Any help, please? Thank you!!!

Re: ERM Induction consistency problem

Hey tttcomrader.

Since you have an expectation within the probability, you can use the identity E[X_bar] = mu which means you will get mu^2 and X_bar^2 left inside the expression.

From there you can either consider proving that X_bar^2 approaches mu^2 in convergence or you can use the equality mu^2 - X_bar^2 = (mu - X_bar)(mu + X_bar) and attempt to show that if z = mu + X_bar, then P(z*|mu-X_bar|) < epsilon. (You may have to show that the above holds for absolute values by considering the different branches).

Re: ERM Induction consistency problem

So is my loss function correct?

Re: ERM Induction consistency problem

Do you mean is the proof for the loss function correct?

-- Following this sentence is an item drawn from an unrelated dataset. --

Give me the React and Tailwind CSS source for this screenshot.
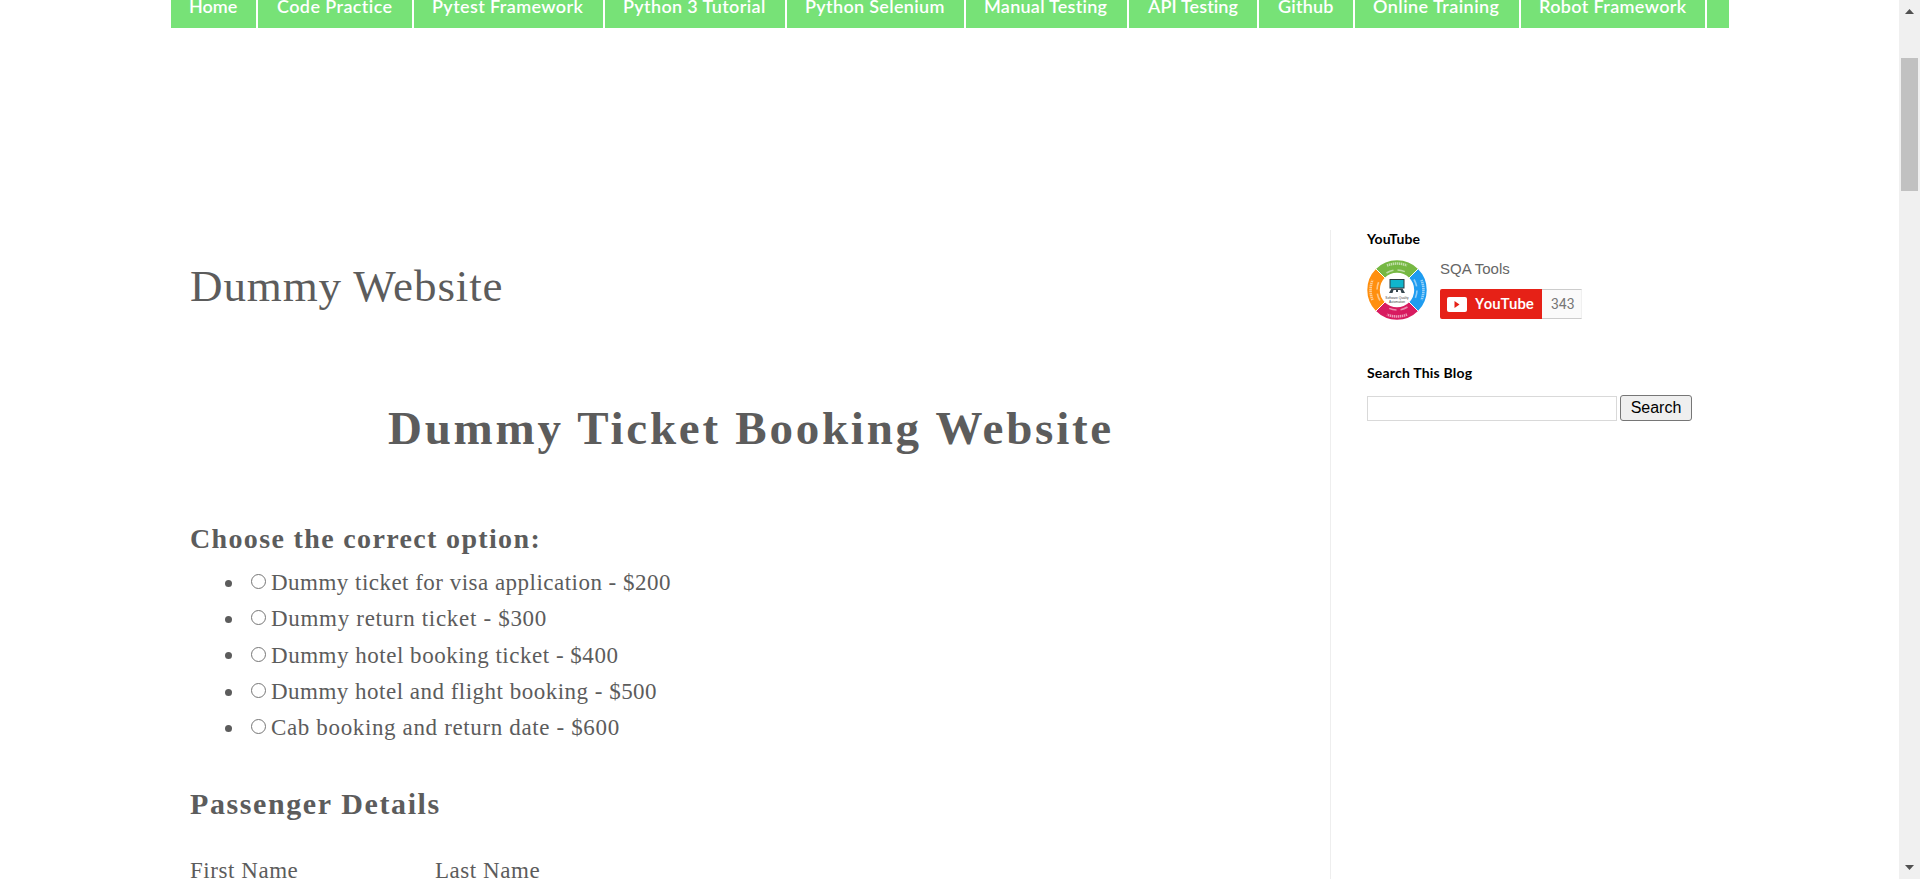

The proof will be correct if both expressions |mu^2 - X_bar^2| <= |mu + X_bar|*|mu - X_bar| (You should look at Banach spaces for more information) and this is equivalent to saying that the norm is continuous (which it should be, but you may have to state a few things).

Re: ERM Induction consistency problem

Hey! Thank you for your post and I have to tell you I deeply appreciate you taking your time to help me here. I'm actually just trying to do some problems from previous courses that my professor taught and hope to learn something new lol.

What I meant before was that should the loss function be $\displaystyle ( \mu - f ) ^2 $ or $\displaystyle ( X - f) ^2 $

Since we are estimating for the true mean, I think the loss function should be the first one.

If it is the first one, then I can't prove that $\displaystyle \= {X} $ is the ERM learner since:

Attempted proof: I want to show that $\displaystyle \^ {R} (f) \geq \^ {R} ( \= {X} ) \ \ \ \ \ \forall f \in \mathcal{F} = \mathbb {R} $

Now, $\displaystyle \^ {R} (f) = \frac {1}{n} \sum _{k=1}^n ( \mu - f )^2 $

$\displaystyle = \frac {1}{n} \sum _{k=1}^n ( \mu - \= {X} + \= {X} - f ) $

$\displaystyle = \frac {1}{n} \sum _{k=1}^n [ ( \mu - \= {X} )^2+2( \mu - \= {X} )( \= {X} - f)+( \= {X} - f)^2 ] $

$\displaystyle = \frac {1}{n} \sum _{k=1}^n ( \mu - \= {X} ) ^2 + \frac {1}{n} \sum _{k=1}^n 2( \mu - \= {X} )( \= {X} - f)+ \frac {1}{n} \sum _{k=1}^n( \= {X} - f)^2 $

$\displaystyle = \^ {R} ( \= {X} ) + ... $ I'm stuck.

Basically I want to get those two terms on the right of $\displaystyle \^ {R} ( \= {X} )$ to be positive, well, of course, the third term is positive, problem is the second one...